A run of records
******

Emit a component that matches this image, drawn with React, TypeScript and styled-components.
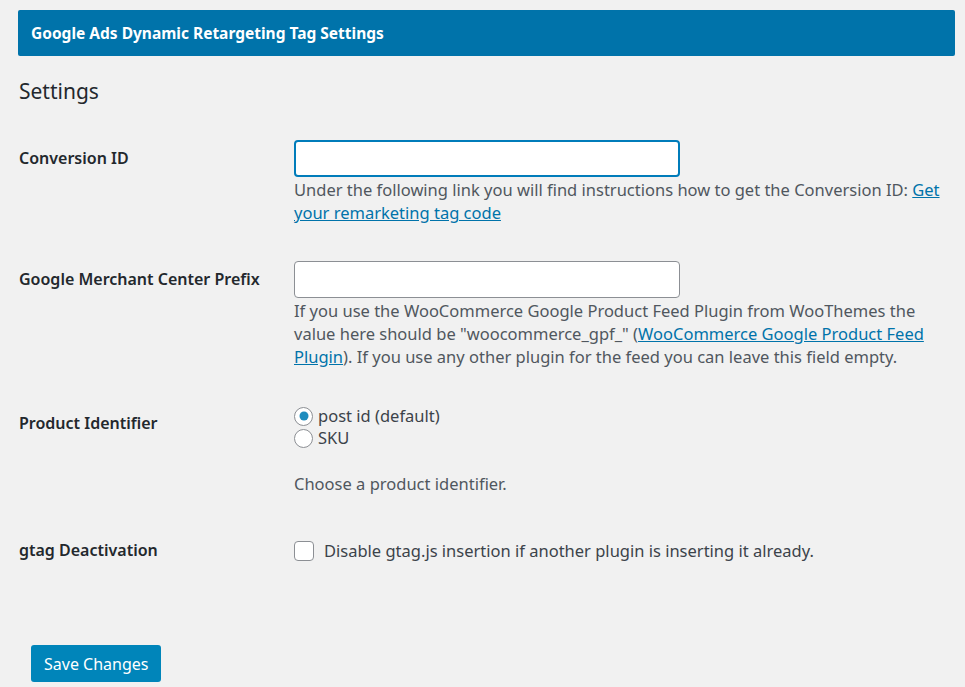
import React, { FC } from "react";
import styled, { createGlobalStyle } from "styled-components";

const GlobalStyle = createGlobalStyle`
  html, body {
    margin: 0;
    padding: 0;
    background: #f1f1f1;
  }
  body {
    font-family: "Noto Sans", "Open Sans", sans-serif;
    color: #23282d;
  }
`;

const App: FC = () => {
  return (
    <>
      <GlobalStyle />
      <Page>
        <TitleBar>Google Ads Dynamic Retargeting Tag Settings</TitleBar>
        <Heading>Settings</Heading>

        <Row>
          <Label>Conversion ID</Label>
          <Field>
            <TextInput type="text" focused />
            <Description>
              Under the following link you will find instructions how to get
              the Conversion ID: <Link href="#">Get your remarketing tag code</Link>
            </Description>
          </Field>
        </Row>

        <Row>
          <Label>Google Merchant Center Prefix</Label>
          <Field>
            <TextInput type="text" />
            <Description>
              If you use the WooCommerce Google Product Feed Plugin from
              WooThemes the value here should be "woocommerce_gpf_" (
              <Link href="#">WooCommerce Google Product Feed Plugin</Link>). If
              you use any other plugin for the feed you can leave this field
              empty.
            </Description>
          </Field>
        </Row>

        <Row>
          <Label>Product Identifier</Label>
          <Field>
            <Choice>
              <Radio checked />
              <span>post id (default)</span>
            </Choice>
            <Choice>
              <Radio />
              <span>SKU</span>
            </Choice>
            <Description spaced>Choose a product identifier.</Description>
          </Field>
        </Row>

        <Row>
          <Label>gtag Deactivation</Label>
          <Field>
            <CheckRow>
              <Checkbox />
              <span>Disable gtag.js insertion if another plugin is inserting it already.</span>
            </CheckRow>
          </Field>
        </Row>

        <SaveButton>Save Changes</SaveButton>
      </Page>
    </>
  );
};

const Page = styled.div`
  padding: 10px 10px 0 18px;
`;

const TitleBar = styled.div`
  height: 46px;
  display: flex;
  align-items: center;
  padding-left: 13px;
  background: #0073aa;
  color: #fff;
  font-weight: 700;
  font-size: 15.5px;
  border-radius: 2px;
`;

const Heading = styled.h2`
  margin: 23px 0 0 1px;
  font-size: 21px;
  line-height: 24px;
  font-weight: 400;
  color: #23282d;
`;

const Row = styled.div`
  display: flex;
  margin-top: 37px;
`;

const Label = styled.div`
  width: 275px;
  flex: none;
  padding-left: 1px;
  line-height: 37px;
  font-size: 16px;
  font-weight: 600;
  color: #23282d;
`;

const Field = styled.div`
  flex: 1;
  font-size: 16.5px;
  line-height: 23px;
  color: #50575e;
`;

const TextInput = styled.input<{ focused?: boolean }>`
  display: block;
  box-sizing: border-box;
  width: 386px;
  height: 37px;
  margin: 0 0 1px 0;
  border-radius: 4px;
  background: #fff;
  border: ${({ focused }) => (focused ? "2px solid #007cba" : "1px solid #8c8f94")};
  outline: none;
`;

const Description = styled.p<{ spaced?: boolean }>`
  margin: ${({ spaced }) => (spaced ? "23px" : "0")} 0 0 0;
  max-width: 650px;
  font-size: 16.5px;
  line-height: 23px;
  color: #50575e;
`;

const Link = styled.a`
  color: #0073aa;
  text-decoration: underline;
`;

const Choice = styled.label`
  display: flex;
  align-items: center;
  gap: 5px;
  line-height: 22px;
  color: #3c434a;
`;

const Radio = styled.span<{ checked?: boolean }>`
  box-sizing: border-box;
  width: 19px;
  height: 19px;
  border-radius: 50%;
  border: 1px solid #8c8f94;
  background: #fff;
  position: relative;
  flex: none;

  &:after {
    content: "";
    display: ${({ checked }) => (checked ? "block" : "none")};
    position: absolute;
    top: 50%;
    left: 50%;
    width: 9px;
    height: 9px;
    border-radius: 50%;
    background: #1e8cbe;
    transform: translate(-50%, -50%);
  }
`;

const CheckRow = styled.label`
  display: flex;
  align-items: center;
  gap: 10px;
  height: 37px;
  color: #3c434a;
`;

const Checkbox = styled.span`
  box-sizing: border-box;
  width: 20px;
  height: 20px;
  border-radius: 4px;
  border: 1px solid #8c8f94;
  background: #fff;
  flex: none;
`;

const SaveButton = styled.button`
  margin: 76px 0 0 13px;
  height: 37px;
  padding: 0 13px;
  border: none;
  border-radius: 3px;
  background: #0085ba;
  color: #fff;
  font-family: "Noto Sans", "Open Sans", sans-serif;
  font-size: 16px;
`;

export default App;
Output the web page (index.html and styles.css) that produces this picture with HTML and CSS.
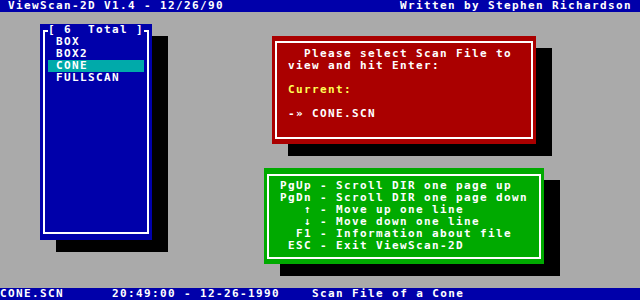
FILE: index.html
```html
<!DOCTYPE html>
<html lang="en">
<head>
    <meta charset="UTF-8">
    <meta name="viewport" content="width=device-width, initial-scale=1.0">
    <title>ViewScan-2D</title>
    <link rel="stylesheet" href="styles.css">
</head>
<body>
    <div class="screen">
        <header class="bar top-bar">
            <span>ViewScan-2D V1.4 - 12/26/90</span>
            <span>Written by Stephen Richardson</span>
        </header>

        <div class="win dir-win">
            <div class="frame">
                <div class="frame-title">[ 6  Total ]</div>
                <ul class="files">
                    <li>BOX</li>
                    <li>BOX2</li>
                    <li class="selected">CONE</li>
                    <li>FULLSCAN</li>
                </ul>
            </div>
        </div>

        <div class="win prompt-win">
            <div class="frame">
<pre class="lines">  Please select Scan File to
view and hit Enter:

<span class="yellow">Current:</span>

-» CONE.SCN</pre>
            </div>
        </div>

        <div class="win keys-win">
            <div class="frame">
<pre class="lines">PgUp - Scroll DIR one page up
PgDn - Scroll DIR one page down
   ↑ - Move up one line
   ↓ - Move down one line
  F1 - Information about file
 ESC - Exit ViewScan-2D</pre>
            </div>
        </div>

        <footer class="bar status-bar">CONE.SCN      20:49:00 - 12-26-1990    Scan File of a Cone</footer>
    </div>
</body>
</html>
```

FILE: styles.css
```css
body {
    margin: 0;
    background: #aaaaaa;
    font-family: "DejaVu Sans Mono", "Liberation Mono", monospace;
    font-weight: bold;
    font-size: 11px;
    letter-spacing: 1.38px;
    line-height: 12px;
    color: #ffffff;
}
.screen {
    display: grid;
    grid-template-columns: repeat(80, 8px);
    grid-template-rows: repeat(25, 12px);
    width: 640px;
    height: 300px;
    overflow: hidden;
}
.bar {
    grid-column: 1 / -1;
    background: #0000aa;
    white-space: pre;
}
.top-bar {
    grid-row: 1;
    display: flex;
    justify-content: space-between;
    padding: 0 8px;
}
.status-bar {
    grid-row: 25;
}
.win {
    display: flex;
    box-shadow: 16px 12px 0 #000000;
}
.frame {
    flex: 1;
    display: flex;
    flex-direction: column;
    border: 2px solid #ffffff;
    margin: 5px 3px;
}
.dir-win {
    grid-column: 6 / span 14;
    grid-row: 3 / span 18;
    background: #0000aa;
}
.dir-win .frame {
    margin: 6px 3px;
}
.frame-title {
    margin: -8px 3px 0;
    background: #0000aa;
    white-space: pre;
}
.files {
    list-style: none;
    margin: 0;
    padding: 0;
}
.files li {
    margin: 0 3px;
    padding-left: 8px;
}
.files .selected {
    background: #00aaaa;
}
.prompt-win {
    grid-column: 35 / span 33;
    grid-row: 4 / span 9;
    background: #aa0000;
}
.prompt-win .lines {
    padding: 5px 0 0 11px;
}
.keys-win {
    grid-column: 34 / span 35;
    grid-row: 15 / span 8;
    background: #00aa00;
}
.keys-win .frame {
    margin: 6px 3px 5px;
}
.keys-win .lines {
    padding: 4px 0 0 11px;
}
.lines {
    margin: 0;
    font: inherit;
}
.yellow {
    color: #ffff55;
}
```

******

PROBLEM TO WORK ON
Repeat the data exactly in full, omitting its pictures.

PROBLEM SOLUTION
Emit a component that matches this image, drawn with React, TypeScript and styled-components.
import React, { FC } from "react";
import styled, { createGlobalStyle } from "styled-components";

const GlobalStyle = createGlobalStyle`
  html, body {
    margin: 0;
    padding: 0;
    background: #f1f1f1;
  }
  body {
    font-family: "Noto Sans", "Open Sans", sans-serif;
    color: #23282d;
  }
`;

const App: FC = () => {
  return (
    <>
      <GlobalStyle />
      <Page>
        <TitleBar>Google Ads Dynamic Retargeting Tag Settings</TitleBar>
        <Heading>Settings</Heading>

        <Row>
          <Label>Conversion ID</Label>
          <Field>
            <TextInput type="text" focused />
            <Description>
              Under the following link you will find instructions how to get
              the Conversion ID: <Link href="#">Get your remarketing tag code</Link>
            </Description>
          </Field>
        </Row>

        <Row>
          <Label>Google Merchant Center Prefix</Label>
          <Field>
            <TextInput type="text" />
            <Description>
              If you use the WooCommerce Google Product Feed Plugin from
              WooThemes the value here should be "woocommerce_gpf_" (
              <Link href="#">WooCommerce Google Product Feed Plugin</Link>). If
              you use any other plugin for the feed you can leave this field
              empty.
            </Description>
          </Field>
        </Row>

        <Row>
          <Label>Product Identifier</Label>
          <Field>
            <Choice>
              <Radio checked />
              <span>post id (default)</span>
            </Choice>
            <Choice>
              <Radio />
              <span>SKU</span>
            </Choice>
            <Description spaced>Choose a product identifier.</Description>
          </Field>
        </Row>

        <Row>
          <Label>gtag Deactivation</Label>
          <Field>
            <CheckRow>
              <Checkbox />
              <span>Disable gtag.js insertion if another plugin is inserting it already.</span>
            </CheckRow>
          </Field>
        </Row>

        <SaveButton>Save Changes</SaveButton>
      </Page>
    </>
  );
};

const Page = styled.div`
  padding: 10px 10px 0 18px;
`;

const TitleBar = styled.div`
  height: 46px;
  display: flex;
  align-items: center;
  padding-left: 13px;
  background: #0073aa;
  color: #fff;
  font-weight: 700;
  font-size: 15.5px;
  border-radius: 2px;
`;

const Heading = styled.h2`
  margin: 23px 0 0 1px;
  font-size: 21px;
  line-height: 24px;
  font-weight: 400;
  color: #23282d;
`;

const Row = styled.div`
  display: flex;
  margin-top: 37px;
`;

const Label = styled.div`
  width: 275px;
  flex: none;
  padding-left: 1px;
  line-height: 37px;
  font-size: 16px;
  font-weight: 600;
  color: #23282d;
`;

const Field = styled.div`
  flex: 1;
  font-size: 16.5px;
  line-height: 23px;
  color: #50575e;
`;

const TextInput = styled.input<{ focused?: boolean }>`
  display: block;
  box-sizing: border-box;
  width: 386px;
  height: 37px;
  margin: 0 0 1px 0;
  border-radius: 4px;
  background: #fff;
  border: ${({ focused }) => (focused ? "2px solid #007cba" : "1px solid #8c8f94")};
  outline: none;
`;

const Description = styled.p<{ spaced?: boolean }>`
  margin: ${({ spaced }) => (spaced ? "23px" : "0")} 0 0 0;
  max-width: 650px;
  font-size: 16.5px;
  line-height: 23px;
  color: #50575e;
`;

const Link = styled.a`
  color: #0073aa;
  text-decoration: underline;
`;

const Choice = styled.label`
  display: flex;
  align-items: center;
  gap: 5px;
  line-height: 22px;
  color: #3c434a;
`;

const Radio = styled.span<{ checked?: boolean }>`
  box-sizing: border-box;
  width: 19px;
  height: 19px;
  border-radius: 50%;
  border: 1px solid #8c8f94;
  background: #fff;
  position: relative;
  flex: none;

  &:after {
    content: "";
    display: ${({ checked }) => (checked ? "block" : "none")};
    position: absolute;
    top: 50%;
    left: 50%;
    width: 9px;
    height: 9px;
    border-radius: 50%;
    background: #1e8cbe;
    transform: translate(-50%, -50%);
  }
`;

const CheckRow = styled.label`
  display: flex;
  align-items: center;
  gap: 10px;
  height: 37px;
  color: #3c434a;
`;

const Checkbox = styled.span`
  box-sizing: border-box;
  width: 20px;
  height: 20px;
  border-radius: 4px;
  border: 1px solid #8c8f94;
  background: #fff;
  flex: none;
`;

const SaveButton = styled.button`
  margin: 76px 0 0 13px;
  height: 37px;
  padding: 0 13px;
  border: none;
  border-radius: 3px;
  background: #0085ba;
  color: #fff;
  font-family: "Noto Sans", "Open Sans", sans-serif;
  font-size: 16px;
`;

export default App;
Output the web page (index.html and styles.css) that produces this picture with HTML and CSS.
FILE: index.html
```html
<!DOCTYPE html>
<html lang="en">
<head>
    <meta charset="UTF-8">
    <meta name="viewport" content="width=device-width, initial-scale=1.0">
    <title>ViewScan-2D</title>
    <link rel="stylesheet" href="styles.css">
</head>
<body>
    <div class="screen">
        <header class="bar top-bar">
            <span>ViewScan-2D V1.4 - 12/26/90</span>
            <span>Written by Stephen Richardson</span>
        </header>

        <div class="win dir-win">
            <div class="frame">
                <div class="frame-title">[ 6  Total ]</div>
                <ul class="files">
                    <li>BOX</li>
                    <li>BOX2</li>
                    <li class="selected">CONE</li>
                    <li>FULLSCAN</li>
                </ul>
            </div>
        </div>

        <div class="win prompt-win">
            <div class="frame">
<pre class="lines">  Please select Scan File to
view and hit Enter:

<span class="yellow">Current:</span>

-» CONE.SCN</pre>
            </div>
        </div>

        <div class="win keys-win">
            <div class="frame">
<pre class="lines">PgUp - Scroll DIR one page up
PgDn - Scroll DIR one page down
   ↑ - Move up one line
   ↓ - Move down one line
  F1 - Information about file
 ESC - Exit ViewScan-2D</pre>
            </div>
        </div>

        <footer class="bar status-bar">CONE.SCN      20:49:00 - 12-26-1990    Scan File of a Cone</footer>
    </div>
</body>
</html>
```

FILE: styles.css
```css
body {
    margin: 0;
    background: #aaaaaa;
    font-family: "DejaVu Sans Mono", "Liberation Mono", monospace;
    font-weight: bold;
    font-size: 11px;
    letter-spacing: 1.38px;
    line-height: 12px;
    color: #ffffff;
}
.screen {
    display: grid;
    grid-template-columns: repeat(80, 8px);
    grid-template-rows: repeat(25, 12px);
    width: 640px;
    height: 300px;
    overflow: hidden;
}
.bar {
    grid-column: 1 / -1;
    background: #0000aa;
    white-space: pre;
}
.top-bar {
    grid-row: 1;
    display: flex;
    justify-content: space-between;
    padding: 0 8px;
}
.status-bar {
    grid-row: 25;
}
.win {
    display: flex;
    box-shadow: 16px 12px 0 #000000;
}
.frame {
    flex: 1;
    display: flex;
    flex-direction: column;
    border: 2px solid #ffffff;
    margin: 5px 3px;
}
.dir-win {
    grid-column: 6 / span 14;
    grid-row: 3 / span 18;
    background: #0000aa;
}
.dir-win .frame {
    margin: 6px 3px;
}
.frame-title {
    margin: -8px 3px 0;
    background: #0000aa;
    white-space: pre;
}
.files {
    list-style: none;
    margin: 0;
    padding: 0;
}
.files li {
    margin: 0 3px;
    padding-left: 8px;
}
.files .selected {
    background: #00aaaa;
}
.prompt-win {
    grid-column: 35 / span 33;
    grid-row: 4 / span 9;
    background: #aa0000;
}
.prompt-win .lines {
    padding: 5px 0 0 11px;
}
.keys-win {
    grid-column: 34 / span 35;
    grid-row: 15 / span 8;
    background: #00aa00;
}
.keys-win .frame {
    margin: 6px 3px 5px;
}
.keys-win .lines {
    padding: 4px 0 0 11px;
}
.lines {
    margin: 0;
    font: inherit;
}
.yellow {
    color: #ffff55;
}
```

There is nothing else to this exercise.